The aging road network in the Montreal area has forced lane closures on several overpasses and bridges this summer, as engineers scramble to deal with the city’s crumbling infrastructure.

The closed routes have resulted in traffic-congestion nightmares across the city amid fears that simply maintaining the network, now, will be prohibitively expensive.

Transport officials shut down the Ville-Marie expressway Sunday morning after a 15-metre-long concrete slab broke free and slammed onto the road below.

There were no injuries as the morning collapse came during a quiet period along the normally busy stretch of highway — where an average of 100,000 vehicles roll by every weekday.

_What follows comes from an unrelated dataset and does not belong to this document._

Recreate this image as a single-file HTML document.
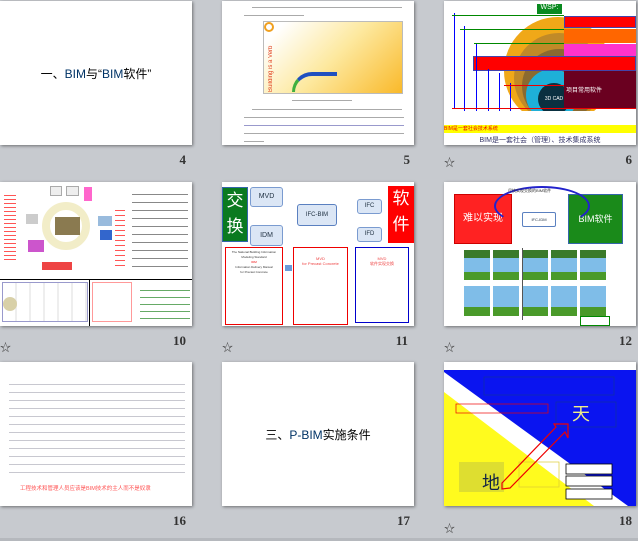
<!DOCTYPE html>
<html><head><meta charset="utf-8"><style>
*{margin:0;padding:0;box-sizing:border-box}
body{width:638px;height:541px;background:#c7cacf;position:relative;overflow:hidden;font-family:"Liberation Sans","Noto Sans CJK SC",sans-serif}
.s{position:absolute;width:192px;height:144px;background:#fff;box-shadow:1px 1px 3px rgba(0,0,0,.45);overflow:hidden}
.n{position:absolute;font:bold 13px "Liberation Serif",serif;color:#333;text-align:right;width:30px}
.st{position:absolute;font-size:11px;color:#444}
.a{position:absolute}
.line{position:absolute;height:1px;background:#aaa}
</style></head><body>

<!-- row 1 -->
<div class="s" style="left:0;top:1px">
<div class="a" style="left:0;top:64px;width:192px;text-align:center;font-size:12px;color:#000">一、<span style="color:#036">BIM</span>与“<span style="color:#036">BIM</span>软件”</div>
</div>
<div class="n" style="left:156px;top:152px">4</div>

<div class="s" style="left:222px;top:1px">
<div class="line" style="left:30px;top:6px;width:150px"></div>
<div class="line" style="left:22px;top:14px;width:60px"></div>
<div class="a" style="left:41px;top:20px;width:140px;height:73px;border:1px solid #bbb;background:linear-gradient(135deg,#fff 10%,#fde9a0 50%,#f9b92a)">
<div class="a" style="left:4px;top:10px;width:20px;height:60px;color:#e04020;font-size:6px;writing-mode:vertical-rl;transform:rotate(180deg)">Building is a Verb</div>
<div class="a" style="left:28px;top:50px;width:45px;height:20px;border-top:4px solid #2050c0;border-left:3px solid #40b040;border-radius:40px 0 0 0"></div>
<div class="a" style="left:0;top:0;width:10px;height:10px;border-radius:50%;border:2px solid #f0a020"></div>
</div>
<div class="line" style="left:70px;top:99px;width:60px"></div>
<div class="line" style="left:30px;top:108px;width:150px"></div>
<div class="line" style="left:22px;top:116px;width:160px"></div>
<div class="line" style="left:22px;top:124px;width:160px;background:#99c"></div>
<div class="line" style="left:22px;top:132px;width:160px"></div>
<div class="line" style="left:22px;top:140px;width:20px"></div>
</div>
<div class="n" style="left:380px;top:152px">5</div>

<div class="s" style="left:444px;top:1px">
<div class="a" style="left:60px;top:16px;width:108px;height:108px;border-radius:50%;background:#f0a818"></div>
<div class="a" style="left:70px;top:32px;width:90px;height:90px;border-radius:50%;background:#c08a28"></div>
<div class="a" style="left:78px;top:48px;width:74px;height:74px;border-radius:50%;background:#8a6a30"></div>
<div class="a" style="left:82px;top:68px;width:52px;height:52px;border-radius:50%;background:#1eb0d8"></div>
<div class="a" style="left:94px;top:82px;width:32px;height:32px;border-radius:50%;background:#0a3040;color:#fff;font-size:5px;line-height:32px;text-align:center">3D CAD</div>
<div class="a" style="left:93px;top:3px;width:25px;height:10px;background:#0a8a20;color:#fff;font-size:7px;text-align:center">WSP:</div>
<div class="a" style="left:120px;top:15px;width:72px;height:12px;background:#f00;border:1px solid #44a"></div>
<div class="a" style="left:120px;top:28px;width:72px;height:14px;background:#f60"></div>
<div class="a" style="left:120px;top:43px;width:72px;height:13px;background:#f3c"></div>
<div class="a" style="left:120px;top:70px;width:72px;height:37px;background:#6a0020;color:#fff;font-size:6px;padding:14px 0 0 2px">项目常用软件</div>
<div class="a" style="left:29px;top:55px;width:163px;height:15px;background:#f00;border:1px solid #44a"></div>
<div class="a" style="left:10px;top:12px;width:1px;height:96px;background:#00f"></div>
<div class="a" style="left:20px;top:25px;width:1px;height:85px;background:#00f"></div>
<div class="a" style="left:32px;top:42px;width:1px;height:68px;background:#00f"></div>
<div class="a" style="left:44px;top:68px;width:1px;height:42px;background:#00f"></div>
<div class="a" style="left:55px;top:72px;width:1px;height:38px;background:#00f"></div>
<div class="a" style="left:66px;top:82px;width:1px;height:28px;background:#00f"></div>
<div class="a" style="left:8px;top:14px;width:112px;height:1px;background:#080"></div>
<div class="a" style="left:16px;top:28px;width:104px;height:1px;background:#080"></div>
<div class="a" style="left:30px;top:42px;width:90px;height:1px;background:#080"></div>
<div class="a" style="left:60px;top:84px;width:60px;height:1px;background:#e00"></div>
<div class="a" style="left:8px;top:107px;width:184px;height:1px;background:#e00"></div>
<div class="a" style="left:0;top:110px;width:192px;height:14px;background:#fff"></div>
<div class="a" style="left:0;top:124px;width:192px;height:8px;background:#ff0;color:#e00;font-size:5px;line-height:8px">BIM是一套社会技术系统</div>
<div class="a" style="left:0;top:134px;width:192px;height:10px;background:#fff;text-align:center;font-size:7px;color:#336">BIM是一套社会（管理）、技术集成系统</div>
</div>
<div class="st" style="left:444px;top:154px">☆</div>
<div class="n" style="left:602px;top:152px">6</div>

<!-- row 2 -->
<div class="s" style="left:0;top:182px">
<div class="a" style="left:42px;top:20px;width:48px;height:48px;border-radius:50%;border:8px solid #f2edc8"></div>
<div class="a" style="left:55px;top:35px;width:25px;height:18px;background:#8a7a50"></div>
<div class="a" style="left:26px;top:32px;width:12px;height:10px;background:#ccc"></div>
<div class="a" style="left:50px;top:4px;width:12px;height:10px;background:#eee;border:1px solid #aaa"></div>
<div class="a" style="left:66px;top:4px;width:13px;height:10px;background:#eee;border:1px solid #aaa"></div>
<div class="a" style="left:84px;top:5px;width:8px;height:14px;background:#f6c"></div>
<div class="a" style="left:98px;top:34px;width:14px;height:10px;background:#9bd"></div>
<div class="a" style="left:100px;top:48px;width:12px;height:10px;background:#36c"></div>
<div class="a" style="left:28px;top:58px;width:16px;height:12px;background:#c5c"></div>
<div class="a" style="left:42px;top:80px;width:30px;height:8px;background:#e44"></div>
<div class="a" style="left:4px;top:10px;width:12px;height:70px;background:repeating-linear-gradient(#fff 0 3px,#f55 3px 4px)"></div>
<div class="a" style="left:115px;top:24px;width:10px;height:60px;background:repeating-linear-gradient(#fff 0 4px,#f55 4px 5px)"></div>
<div class="a" style="left:132px;top:5px;width:56px;height:86px;background:repeating-linear-gradient(#fff 0 7px,#888 7px 8px)"></div>
<div class="a" style="left:0;top:97px;width:192px;height:1px;background:#000"></div>
<div class="a" style="left:89px;top:97px;width:1px;height:47px;background:#000"></div>
<div class="a" style="left:2px;top:100px;width:86px;height:40px;border:1px solid #99c;background:repeating-linear-gradient(90deg,#fff 0 12px,#eee 12px 14px)"></div>
<div class="a" style="left:3px;top:115px;width:14px;height:14px;border-radius:50%;background:#d8d0a8"></div>
<div class="a" style="left:92px;top:100px;width:40px;height:40px;border:1px solid #f99"></div>
<div class="a" style="left:140px;top:102px;width:50px;height:36px;background:repeating-linear-gradient(#fff 0 6px,#6a6 6px 7px)"></div>
</div>
<div class="st" style="left:0;top:339px">☆</div>
<div class="n" style="left:156px;top:333px">10</div>

<div class="s" style="left:222px;top:182px">
<div class="a" style="left:0;top:5px;width:26px;height:55px;background:#0a7a20;border:1px solid #36a;color:#fff;font-size:17px;line-height:26px;text-align:center">交<br>换</div>
<div class="a" style="left:28px;top:5px;width:33px;height:20px;background:#dbe6f5;border:1px solid #7a9bd0;border-radius:3px;font-size:7px;line-height:18px;text-align:center;color:#234">MVD</div>
<div class="a" style="left:28px;top:43px;width:33px;height:21px;background:#dbe6f5;border:1px solid #7a9bd0;border-radius:3px;font-size:7px;line-height:19px;text-align:center;color:#234">IDM</div>
<div class="a" style="left:75px;top:22px;width:40px;height:22px;background:#dbe6f5;border:1px solid #5a80c0;border-radius:3px;font-size:6px;line-height:20px;text-align:center;color:#234">IFC-BIM</div>
<div class="a" style="left:135px;top:17px;width:25px;height:15px;background:#dbe6f5;border:1px solid #7a9bd0;border-radius:3px;font-size:6px;line-height:13px;text-align:center;color:#234">IFC</div>
<div class="a" style="left:135px;top:45px;width:25px;height:15px;background:#dbe6f5;border:1px solid #7a9bd0;border-radius:3px;font-size:6px;line-height:13px;text-align:center;color:#234">IFD</div>
<div class="a" style="left:166px;top:4px;width:26px;height:57px;background:#f00;color:#fff;font-size:17px;line-height:26px;text-align:center">软<br>件</div>
<div class="a" style="left:3px;top:65px;width:58px;height:78px;border:1px solid #e00;font-size:3px;color:#333;text-align:center;line-height:5px;padding-top:2px">The National Building Information Modeling Standard<br><span style="color:#e00">IDM</span><br>Information Delivery Manual<br>for Precast Concrete</div>
<div class="a" style="left:63px;top:83px;width:7px;height:6px;background:#6a9ad8"></div>
<div class="a" style="left:71px;top:65px;width:55px;height:78px;border:1px solid #e00;font-size:4px;color:#e44;text-align:center;padding-top:8px">MVD<br>for Precast Concrete</div>
<div class="a" style="left:133px;top:65px;width:54px;height:76px;border:1px solid #00c;font-size:4px;color:#e44;text-align:center;padding-top:8px">MVD<br>软件实现交换</div>
</div>
<div class="st" style="left:222px;top:339px">☆</div>
<div class="n" style="left:378px;top:333px">11</div>

<div class="s" style="left:444px;top:182px">
<div class="a" style="left:10px;top:12px;width:58px;height:50px;background:#f22;border:1px solid #c00;color:#fff;font-size:10px;line-height:48px;text-align:center">难以实现</div>
<div class="a" style="left:124px;top:12px;width:55px;height:50px;background:#1a8a1a;border:1px solid #36a;color:#fff;font-size:9px;line-height:48px;text-align:center">BIM软件</div>
<div class="a" style="left:78px;top:30px;width:34px;height:15px;border:1px solid #5a80c0;border-radius:2px;font-size:4px;line-height:13px;text-align:center;color:#234">IFC-IDM</div>
<div class="a" style="left:50px;top:4px;width:96px;height:40px;border:2px solid #22c;border-radius:50%;border-bottom-color:transparent"></div>
<div class="a" style="left:64px;top:6px;font-size:4px;color:#333">尽快实现交换的BIM软件</div>
<div class="a" style="left:20px;top:68px;width:144px;height:66px;background:repeating-linear-gradient(90deg,#7fbde8 0 26px,#fff 26px 29px)"></div>
<div class="a" style="left:20px;top:90px;width:144px;height:8px;background:repeating-linear-gradient(90deg,#4a9a2a 0 26px,#fff 26px 29px)"></div>
<div class="a" style="left:20px;top:98px;width:144px;height:6px;background:#fff"></div>
<div class="a" style="left:20px;top:125px;width:144px;height:9px;background:repeating-linear-gradient(90deg,#4a9a2a 0 26px,#fff 26px 29px)"></div>
<div class="a" style="left:20px;top:68px;width:144px;height:8px;background:repeating-linear-gradient(90deg,#3a7a2a 0 26px,#fff 26px 29px)"></div>
<div class="a" style="left:78px;top:66px;width:1px;height:72px;background:#555"></div>
<div class="a" style="left:136px;top:134px;width:30px;height:10px;border:1px solid #080"></div>
</div>
<div class="st" style="left:444px;top:339px">☆</div>
<div class="n" style="left:602px;top:333px">12</div>

<!-- row 3 -->
<div class="s" style="left:0;top:362px">
<div class="a" style="left:9px;top:17px;width:176px;height:100px;background:repeating-linear-gradient(#fff 0 5px,#c8c8d0 5px 6px,#fff 6px 8px)"></div>
<div class="a" style="left:20px;top:122px;font-size:5.5px;color:#f55">工程技术和管理人员应该是BIM技术的主人而不是奴隶</div>
</div>
<div class="n" style="left:156px;top:513px">16</div>

<div class="s" style="left:222px;top:362px">
<div class="a" style="left:0;top:64px;width:192px;text-align:center;font-size:12px;color:#000">三、<span style="color:#036">P-BIM</span>实施条件</div>
</div>
<div class="n" style="left:380px;top:513px">17</div>

<div class="s" style="left:444px;top:362px">
<svg width="192" height="144" style="position:absolute;left:0;top:0">
<polygon points="0,8 192,8 192,144 184,144 0,10" fill="#0a14f0"/>
<polygon points="0,30 0,144 150,144" fill="#fffb1e"/>
<rect x="40" y="15" width="130" height="18" fill="none" stroke="#1030a0" stroke-width=".7"/>
<rect x="112" y="40" width="60" height="25" fill="none" stroke="#1030a0" stroke-width=".7"/>
<rect x="12" y="42" width="92" height="9" fill="none" stroke="#e00" stroke-width=".7"/>
<rect x="75" y="100" width="40" height="25" fill="none" stroke="#dc3" stroke-width=".7"/>
<rect x="15" y="100" width="45" height="30" fill="#dede30"/>
<rect x="122" y="102" width="46" height="10" fill="#fff" stroke="#000" stroke-width=".8"/>
<rect x="122" y="114" width="46" height="10" fill="#fff" stroke="#000" stroke-width=".8"/>
<rect x="122" y="127" width="46" height="10" fill="#fff" stroke="#000" stroke-width=".8"/>
<polygon points="58,121 112,65 110,62 124,62 124,76 121,70 66,126 58,127" fill="none" stroke="#e00" stroke-width="1.2"/>
<text x="128" y="58" font-size="18" fill="#ee8" font-family="Noto Sans CJK SC">天</text>
<text x="38" y="127" font-size="18" fill="#124" font-family="Noto Sans CJK SC">地</text>
</svg>
</div>
<div class="st" style="left:444px;top:520px">☆</div>
<div class="n" style="left:602px;top:513px">18</div>

<div class="a" style="left:0;top:538px;width:638px;height:3px;background:#b5b8bd"></div>
</body></html>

Inspectors with the provincial Transport Department later noticed another unsteady concrete beam in the same tunnel and used a crane to rip it down. A spokeswoman for the department said Monday that workers are now trying to stabilize a third beam.

Amid pressure from opposition politicians, the Quebec government also released Monday a pair of engineering inspection reports conducted on the expressway in 2008 and 2010.

The falling concrete has brought back fears triggered by the 2006 collapse of a highway overpass in the neighbouring city of Laval — an incident that killed five people and injured several more.

Mirza said Montreal’s problems stand out among Canadian cities because the city experienced a building boom during the 1960s and 70s, just ahead of Expo 67 and the 1976 Olympics.

“We built extensively and in a hurry and the result was that we did not have the same quality control on them as should have been exercised,” said Mirza, adding that much of the infrastructure now eroding at 40 years old should have lasted 75 to 100 years.

“Because of lack of quality control, the quality was poor and these are the results we’re seeing now.”

Mirza said the problem was compounded by budget cuts in the provincial transport ministry that targeted maintenance programs in the early 1980s.

A change in philosophy is also necessary in the field of civil engineering, he added.

He said engineers across North America are trained to build, but they must also learn to focus on implementing detailed maintenance plans for their projects — such as when parts must be replaced and when repairs will be needed.